After focusing on typographical design and designing Hebrew fonts as a student, in London Bar discovered that he would have to find a graphic language of his own. That was the origin of his trademark usage of negative space: the way in which the elements in his work are combined with each other: the moment when the moon looks at the open-mouthed drunk and merges with him; the point at which the two rabbits - one in the background and one in the foreground of a picture - come together; or where two people merge.

"My language can be created in a foreign location because my speech isn't local speech," says Bar. "It became personal speech because my English wasn't fluent and I didn't have enough tools to express myself typographically in English. I feel Hebrew letters more than foreign ones, and that has led to a wordless sign language."

Bar arrived in London in 2001 and, as it turned out, the city was waiting for someone like him. He sent his first piece of work - an illustration of Shakespeare with a question mark - to Time Out magazine, and hasn't had a day of forced idleness since.

"There's great interest in his work," says Camilla Parsons, director of the Outline Editions gallery and who manages the artistic aspect of his work. "Noma has a golden touch and the prices of his prints doubled this year. At fairs he always arouses great interest and he has a real audience of fans now."

"I work from 9 A.M. to 3 A.M., with a break for the family between 6 and 9 P.M.," says Bar, who is married with two daughters. "I shower the girls and put them to bed and then go back to the studio.

"I live like a student," he adds. "My hours are those of a student, my enthusiasm is that of a student, and only the salary is different. I try to maintain that freshness. I still travel on the London Underground and I really enjoy sitting and drawing.

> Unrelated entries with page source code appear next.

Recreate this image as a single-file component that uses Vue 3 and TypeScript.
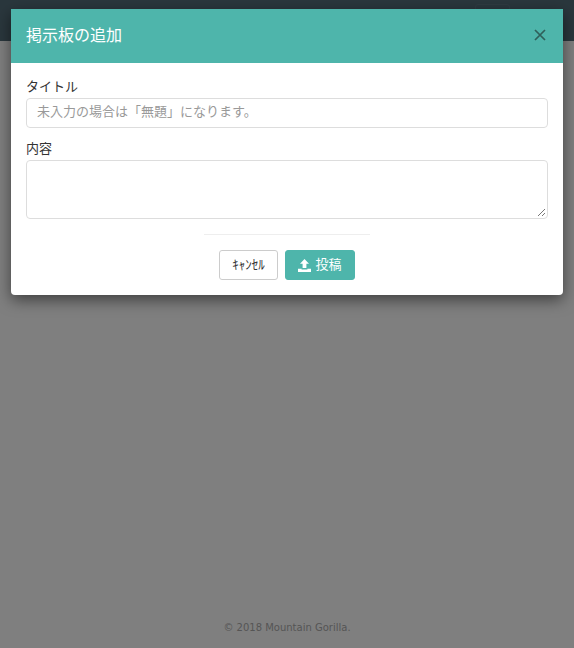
<script setup lang="ts">
const title = '掲示板の追加'
</script>
<template>
  <div class="page">
    <div class="topbar"><span class="ghost"></span></div>
    <div class="overlay"></div>
    <div class="modal">
      <div class="head">
        <span class="title">{{ title }}</span>
        <svg class="close" width="12" height="12" viewBox="0 0 12 12"><path d="M1 1 L11 11 M11 1 L1 11" stroke="#2f5f5a" stroke-width="1.7" fill="none"/></svg>
      </div>
      <div class="body">
        <label class="lab">タイトル</label>
        <div class="input">未入力の場合は「無題」になります。</div>
        <label class="lab second">内容</label>
        <div class="area">
          <svg class="grip" width="10" height="10" viewBox="0 0 10 10"><path d="M9 2 L2 9 M9 6 L6 9" stroke="#777" stroke-width="1" fill="none"/></svg>
        </div>
      </div>
      <div class="foot">
        <div class="rule"></div>
        <div class="btns">
          <button class="btn cancel">ｷｬﾝｾﾙ</button>
          <button class="btn post">
            <svg width="13" height="13" viewBox="0 0 13 13"><path fill="#fff" d="M6.5 0 L11 4.8 H8.4 V9 H4.6 V4.8 H2 Z M0 9.8 H3.6 V10.6 H9.4 V9.8 H13 V13 H0 Z"/></svg>
            投稿
          </button>
        </div>
      </div>
    </div>
    <div class="copy">© 2018 Mountain Gorilla.</div>
  </div>
</template>
<style>
html, body { margin: 0; }
</style>
<style scoped>
.page { position: relative; width: 574px; height: 648px; overflow: hidden; background: #fff; font-family: "Noto Sans CJK JP", "Noto Sans", sans-serif; color: #333; display: flex; flex-direction: column; }
.topbar { position: relative; height: 41px; background: #556e7b; }
.ghost { position: absolute; left: 475px; top: 4px; width: 35px; height: 30px; border: 1px solid #5f7784; border-radius: 3px; box-sizing: border-box; }
.overlay { position: absolute; inset: 0; background: rgba(0,0,0,.5); }
.modal { position: absolute; left: 11px; top: 9px; width: 552px; height: 286px; background: #fff; border-radius: 0 0 4px 4px; box-shadow: 0 5px 15px rgba(0,0,0,.5); overflow: hidden; }
.head { height: 54px; background: #4eb5ab; display: flex; align-items: center; justify-content: space-between; padding: 0 17px 5px 15px; box-sizing: border-box; }
.title { color: #fff; font-size: 16px; }
.close { margin-top: 3px; }
.body { padding: 13px 15px 0; }
.lab { display: block; font-size: 13px; line-height: 20px; color: #333; }
.second { margin-top: 10px; }
.input { height: 28px; border: 1px solid #ddd; border-radius: 4px; line-height: 23px; padding: 0 10px; font-size: 13px; color: #999; margin-top: 2px; }
.area { position: relative; height: 57px; border: 1px solid #ddd; border-radius: 4px; margin-top: 2px; }
.grip { position: absolute; right: 1px; bottom: 1px; }
.foot { display: flex; flex-direction: column; align-items: center; margin-top: 15px; }
.rule { width: 166px; border-top: 1px solid #eee; }
.btns { display: flex; gap: 7px; margin-top: 15px; }
.btn { height: 30px; border-radius: 3px; font-size: 13px; font-family: inherit; display: flex; align-items: center; justify-content: center; gap: 4px; padding: 0 0 4px; }
.btn svg { margin-top: 4px; }
.cancel { width: 59px; background: #fff; border: 1px solid #ccc; color: #333; }
.post { width: 70px; background: #4eb5ab; border: 1px solid #4eb5ab; color: #fff; }
.copy { position: absolute; left: 0; right: 0; top: 622px; text-align: center; font-size: 10px; color: #555; font-family: "DejaVu Sans", sans-serif; }
</style>
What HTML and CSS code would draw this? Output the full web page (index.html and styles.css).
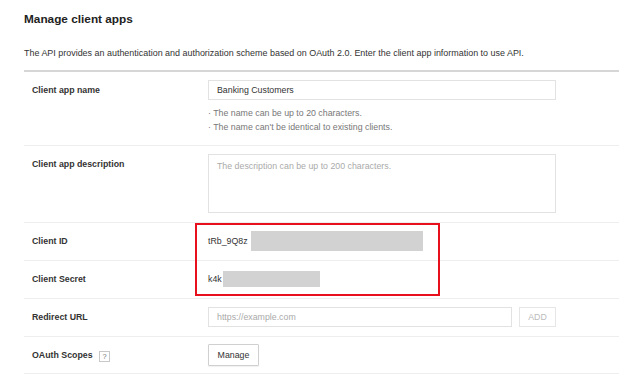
FILE: index.html
```html
<!DOCTYPE html>
<html lang="en">
<head>
  <meta charset="UTF-8" />
  <meta name="viewport" content="width=device-width, initial-scale=1" />
  <title>Manage client apps</title>
  <link rel="stylesheet" href="styles.css">
</head>
<body>
  <div class="page">
    <h2 class="page-title">Manage client apps</h2>
    <p class="page-desc">The API provides an authentication and authorization scheme based on OAuth 2.0. Enter the client app information to use API.</p>

    <div class="app-form">
      <div class="form-row">
        <div class="form-label">Client app name</div>
        <div class="form-value">
          <input class="text-input" type="text" value="Banking Customers">
          <ul class="hints">
            <li>The name can be up to 20 characters.</li>
            <li>The name can't be identical to existing clients.</li>
          </ul>
        </div>
      </div>

      <div class="form-row">
        <div class="form-label">Client app description</div>
        <div class="form-value">
          <textarea class="text-area" placeholder="The description can be up to 200 characters."></textarea>
        </div>
      </div>

      <div class="form-row">
        <div class="form-label">Client ID</div>
        <div class="form-value secret-value">
          <span>tRb_9Q8z</span><span class="masked masked-id"></span>
        </div>
      </div>

      <div class="form-row">
        <div class="form-label">Client Secret</div>
        <div class="form-value secret-value">
          <span>k4k</span><span class="masked masked-secret"></span>
        </div>
      </div>

      <div class="form-row">
        <div class="form-label">Redirect URL</div>
        <div class="form-value url-value">
          <input class="text-input url-input" type="text" placeholder="https://example.com">
          <button class="add-button" disabled>ADD</button>
        </div>
      </div>

      <div class="form-row scopes-row">
        <div class="form-label">OAuth Scopes <span class="help-badge">?</span></div>
        <div class="form-value">
          <button class="manage-button">Manage</button>
        </div>
      </div>

      <div class="highlight-box"></div>
    </div>
  </div>
</body>
</html>
```

FILE: styles.css
```css
body {
  margin: 0;
  font-family: "Liberation Sans", Arial, sans-serif;
  font-size: 8.8px;
  color: #333;
  background-color: #fff;
}
.page {
  padding: 0 5px 0 24px;
}
.page-title {
  margin: 0;
  padding-top: 11px;
  font-size: 11.8px;
  line-height: 16px;
  color: #222;
}
.page-desc {
  margin: 0;
  padding-top: 18px;
  font-size: 8.95px;
  line-height: 16px;
  color: #333;
}
.app-form {
  position: relative;
  margin-top: 9px;
  border-top: 2px solid #d6d6d6;
}
.form-row {
  display: grid;
  grid-template-columns: 184px 1fr;
  padding: 8px 0 9px;
  border-bottom: 1px solid #eee;
}
.scopes-row {
  padding: 7px 0;
}
.form-label {
  padding-left: 8px;
  font-weight: bold;
  line-height: 20px;
  color: #333;
}
.scopes-row .form-label {
  line-height: 22px;
}
.form-value {
  min-height: 20px;
}
.text-input,
.text-area {
  box-sizing: border-box;
  display: block;
  width: 348px;
  height: 20px;
  margin: 0;
  padding: 0 8px;
  border: 1px solid #e2e2e2;
  font-family: inherit;
  font-size: 8.8px;
  color: #333;
  background: #fff;
  outline: none;
}
.text-area {
  height: 59px;
  padding: 5px 8px;
  resize: none;
  line-height: 12px;
}
.text-input::placeholder,
.text-area::placeholder {
  color: #aaa;
}
.hints {
  list-style: none;
  margin: 6px 0 2px;
  padding: 0;
  line-height: 14px;
  color: #777;
}
.hints li::before {
  content: "\00B7  ";
  white-space: pre;
}
.secret-value {
  display: flex;
  align-items: center;
  height: 20px;
}
.masked {
  display: inline-block;
  background-color: #d2d2d2;
}
.masked-id {
  width: 172px;
  height: 20px;
  margin-left: 3px;
}
.masked-secret {
  width: 97px;
  height: 16px;
  margin-left: 1px;
}
.url-value {
  display: flex;
  gap: 7px;
}
.url-input {
  width: 304px;
}
.add-button {
  width: 37px;
  height: 20px;
  padding: 0;
  border: 1px solid #e6e6e6;
  background: #fff;
  font-family: inherit;
  font-size: 8.8px;
  color: #bbb;
}
.manage-button {
  width: 51px;
  height: 22px;
  padding: 0;
  border: 1px solid #d0d0d0;
  border-radius: 1px;
  background: #fff;
  box-shadow: 0 1px 1px rgba(0, 0, 0, 0.06);
  font-family: inherit;
  font-size: 8.8px;
  color: #333;
  cursor: pointer;
}
.help-badge {
  display: inline-block;
  box-sizing: border-box;
  width: 11px;
  height: 11px;
  margin-left: 4px;
  border: 1px solid #c8c8c8;
  font-size: 7.5px;
  font-weight: normal;
  line-height: 9px;
  text-align: center;
  color: #777;
  vertical-align: -1px;
}
.highlight-box {
  position: absolute;
  left: 171px;
  top: 151px;
  width: 241px;
  height: 69px;
  border: 2px solid #e8101c;
}
```
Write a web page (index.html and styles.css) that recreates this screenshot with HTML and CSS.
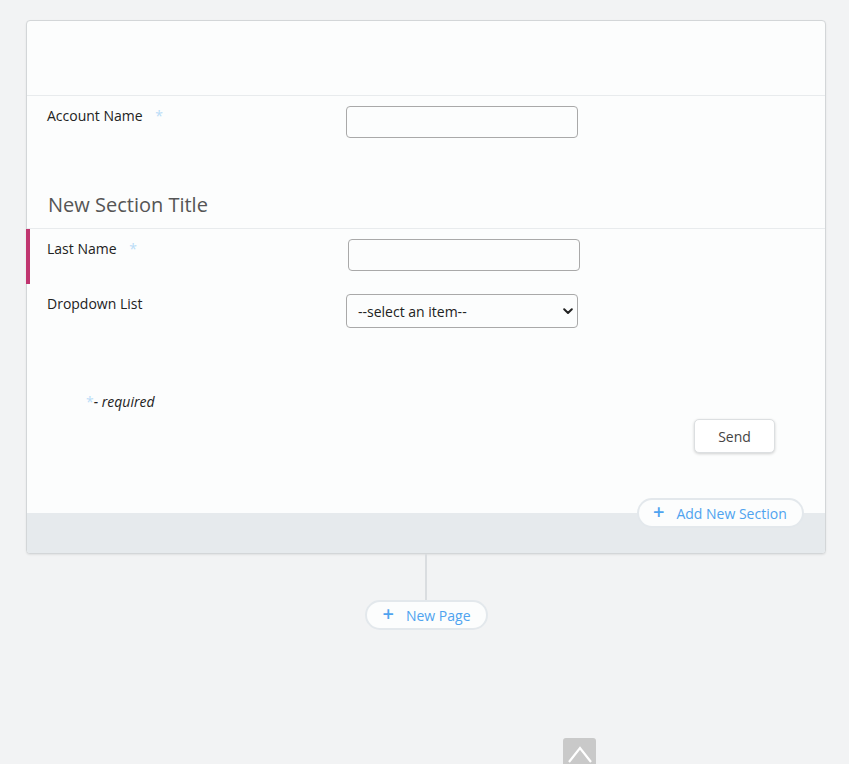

"We come from a place where there isn't much variety and we believe that that's the entire world," he continues. "And suddenly we're people in black suits, entering the meat grinder via the escalators, and people with so many faces and colors appear."

His income enables Bar to engage in artistic adventures such as the "Cut It Out" installation machine that he designed. Instead of printing his work the usual way, he exploited the essence of negative space and came up with this invention: Weighing three-quarters of a ton, and in the shape of black dog with open jaws, "Cut It Out" is a die-cutting machine that produces cutouts of Noma Bar images.

"I invented a new way to come to a gallery and buy a work of art," says Bar. "We have a selection of papers and colors. You feed paper into the machine, without ink. Or you can introduce totally kitschy elements, which turn into something else the moment I enter my work. I thought: Why do I have to print on paper, if I can cut it? And then I designed the machine. It was a challenge. In the past year I've traveled a lot with this dog.

"I saw an illustration of the dog in an Israeli newspaper," he says, "but the dog there was so wicked and irritable, and the graphics in his mouth were done so carelessly and without love; it was a Doberman, so aggressive.

"My work is characterized by a restraint that exists in me; it's my DNA," he reflects. "It can be found in the abstraction, concise speech, the encounter between two shapes. Before that, they used to tell very long stories. All those things came together. Something was created of which I was unaware, and that may have resonated with the Brits."